Somehow, this ensures that the necessary foreign currency will be available to finance the increased demand generated by the dollar functioning as semi-anchor while fiscal and revenue policy double their dynamics. In this sense, while the government continues to grant rights via new social programs (doubling of the payroll of plan Progresar and the incorporation of 450,000 new retirees with the reopening of the pension moratorium passed by Congress a year ago) with increases in the amounts above the inflation rate (40% and 38% yoy respectively versus 24%) at the moment is delaying reaching an agreement in joint wage negotiations in the middle of the discussion regarding the Income Tax. A dispute that in fact only affects 10% of formal employees, but that reaches them with increasing tax rates that take up a quarter of the wage increases this year; an absurd beyond the irrationality implicit in the requests of trade unions which state that work is not profit, without even seeing the importance of this tax in the tax system of developed countries. In any case, and assuming that the government will find a mechanism to solve this inconsistency and prioritize agreements in joint wage negotiations, in the coming months we will see reflected in full the direct impact of wage increases in the region of 30% in two or three installments with inflation that stands around 1.5% per month.
Some of this has already been reflected in April´s consumption growth data, and probably will be reflected more strongly as from May/June when the full impact of the increase in incomes is combined with the availability of dollars to finance imports. However, as we have been stating, this strategy -very effective in the short term- does not work as a mechanism to sustain growth in the long term, with a starting point of fiscal and current account imbalances which at the end of the mandate will stand around 5% (net of intra public sector interest) and 2.1% of GDP (3.1% with the DJAI being normalized), respectively. Resorting to indebtedness, as the Government finally started doing with the Central Bank in the past year and with the market in the last week, and as most of the neighboring economies have done to finance current account imbalances of 3/5% of GDP can resolve this dilemma for some years, but, as already demonstrated in the past, it does not last forever, although there are exceptions (USA, Australia).
Argentina can and should insist on organizing a process of sustained economic growth starting from the current high levels, without resorting to excessive increase in debt as a mechanism for long-term financing, but rather as a mechanism for short-term financing of investment in infrastructure and in foreign exchange generating sectors which are the ones that ultimately will provide an inflow of dollars to supply the energy, industrial and services networks. In other words, making progress towards development requires finding an overcoming solution of the of stop and go model, and of the neoliberal “remedy” of the 90s, or of the Dictatorship when the government resorted to debt and to the indiscriminate opening in an economy where the nominal anchor was the exchange rate, as a mechanism to overcome the barriers to growth, with the costs in terms of not fundable over indebtedness, destruction of industrial capacity, and social marginalization.
In this sense, it is not possible to put the carriage before the horse referring to making a sharp adjustment to first release all controls and let the economy adjust by itself to new relative prices, but neither is it possible to propose to improve the “industrial network” by increasing protection more and raising domestic prices from their already very high levels in a context where the dollar has strengthened and our export prices have fallen. Today Argentina is pressed against a possible fall in the prices of its main export products and devaluations experienced by neighboring countries.

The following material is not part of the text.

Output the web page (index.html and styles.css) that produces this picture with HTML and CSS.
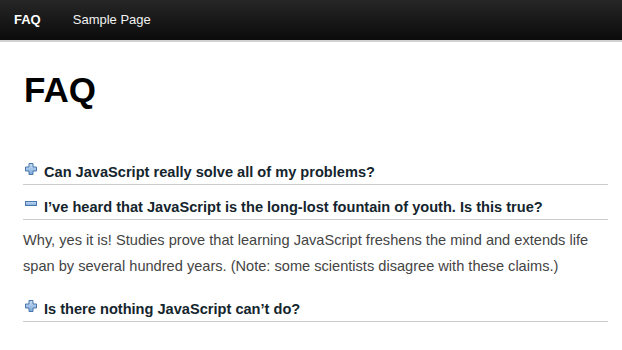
FILE: index.html
```html
<!DOCTYPE html>
<html lang="en">
<head>
<meta charset="utf-8">
<title>FAQ</title>
<link rel="stylesheet" href="styles.css">
</head>
<body>
<nav class="topbar">
  <ul class="menu">
    <li class="menu-item current">FAQ</li>
    <li class="menu-item">Sample Page</li>
  </ul>
</nav>
<main class="content">
  <h1 class="page-title">FAQ</h1>
  <section class="faq">
    <div class="faq-item">
      <h3 class="question">
        <svg class="toggle" viewBox="0 0 12 12" width="12" height="12" aria-hidden="true">
          <defs><linearGradient id="g1" x1="0" y1="0" x2="0" y2="1"><stop offset="0" stop-color="#c9def4"/><stop offset="1" stop-color="#7fa9d9"/></linearGradient></defs>
          <path d="M4 0.5h4v3.5h3.5v4h-3.5v3.5h-4v-3.5h-3.5v-4h3.5z" fill="url(#g1)" stroke="#4976ad" stroke-width="1"/>
        </svg>
        <span>Can JavaScript really solve all of my problems?</span>
      </h3>
    </div>
    <div class="faq-item open">
      <h3 class="question">
        <svg class="toggle" viewBox="0 0 12 12" width="12" height="12" aria-hidden="true">
          <defs><linearGradient id="g2" x1="0" y1="0" x2="0" y2="1"><stop offset="0" stop-color="#c9def4"/><stop offset="1" stop-color="#7fa9d9"/></linearGradient></defs>
          <rect x="0.5" y="3.5" width="11" height="4" fill="url(#g2)" stroke="#4976ad" stroke-width="1"/>
        </svg>
        <span>I’ve heard that JavaScript is the long-lost fountain of youth. Is this true?</span>
      </h3>
      <p class="answer">Why, yes it is! Studies prove that learning JavaScript freshens the mind and extends life span by several hundred years. (Note: some scientists disagree with these claims.)</p>
    </div>
    <div class="faq-item">
      <h3 class="question">
        <svg class="toggle" viewBox="0 0 12 12" width="12" height="12" aria-hidden="true">
          <defs><linearGradient id="g3" x1="0" y1="0" x2="0" y2="1"><stop offset="0" stop-color="#c9def4"/><stop offset="1" stop-color="#7fa9d9"/></linearGradient></defs>
          <path d="M4 0.5h4v3.5h3.5v4h-3.5v3.5h-4v-3.5h-3.5v-4h3.5z" fill="url(#g3)" stroke="#4976ad" stroke-width="1"/>
        </svg>
        <span>Is there nothing JavaScript can’t do?</span>
      </h3>
    </div>
  </section>
</main>
</body>
</html>
```
FILE: styles.css
```css
html, body {
  margin: 0;
  padding: 0;
  background: #fff;
  font-family: "Liberation Sans", Arial, sans-serif;
}

.topbar {
  height: 40px;
  background: linear-gradient(to bottom, #262626, #0b0b0b);
  border-bottom: 2px solid #d2d2d2;
}

.menu {
  list-style: none;
  margin: 0;
  padding: 0 0 0 14px;
  display: flex;
  gap: 32px;
}

.menu-item {
  line-height: 40px;
  font-size: 13px;
  color: #f2f2f2;
}

.menu-item.current {
  font-weight: bold;
  color: #fff;
}

.content {
  padding: 28px 14px 0 23px;
}

.page-title {
  margin: 0 0 0 1px;
  font-size: 35px;
  line-height: 39px;
  font-weight: bold;
  color: #000;
}

.faq {
  margin-top: 41px;
  display: flex;
  flex-direction: column;
}

.faq-item {
  margin-top: 12px;
}

.question {
  margin: 0;
  display: flex;
  align-items: flex-start;
  gap: 7px;
  font-size: 14.6px;
  line-height: 20px;
  font-weight: bold;
  color: #14252d;
  padding-bottom: 2px;
  border-bottom: 1px solid #cccccc;
}

.toggle {
  flex: none;
  margin: 1px 0 0 2px;
}

.answer {
  margin: 8px 0 8px 0;
  font-size: 14.6px;
  line-height: 25.5px;
  color: #444;
}
```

Being consistent means seeking for a balance between competitiveness, active fiscal policy and interest rates that allow financing this process in a sustained manner via an increase in medium-term investment financed by domestic savings, which requires generating mechanisms to channel these savings in investment. The country´s agenda should aim to consistently solve the three problems that the economy has currently as a starting point: 1) competitiveness problems (distortion of relative prices), using fiscal policy to diminish the misdirected subsidies and harmful deductions, and increasing and paying on time the export refunds and VAT to exporters. 2) the fiscal dominance implicit in having pushed the fiscal imbalance too far without credit and with funding from the Central Bank, using the availability of credit in the world at low rates while working to gradually reduce it implementing a fiscal rule public expenditure growth below the increase in tax revenues and 3) reduce the high rates of interest which public and private debts are bearing in a world of near-zero rates. This requires working in parallel to strengthen a nominal anchor for the economy (the interest rate for savings in pesos) which aims to make the local currency function as a store of value, which is a necessary condition to boost a local credit market to finance investment, and essentially in order to avoid tying the economy´s performance to the volatility of international markets.
The subordination of the macro policies to the objectives of production, quality employment and consumption and not the other way around, depends on the degree of freedom of politics and fundamentally on the starting point. Today there is scope for gradually adjusting the correction in order to avoid costs in terms of employment, but it is worth recalling that the starting point is the external sector restriction.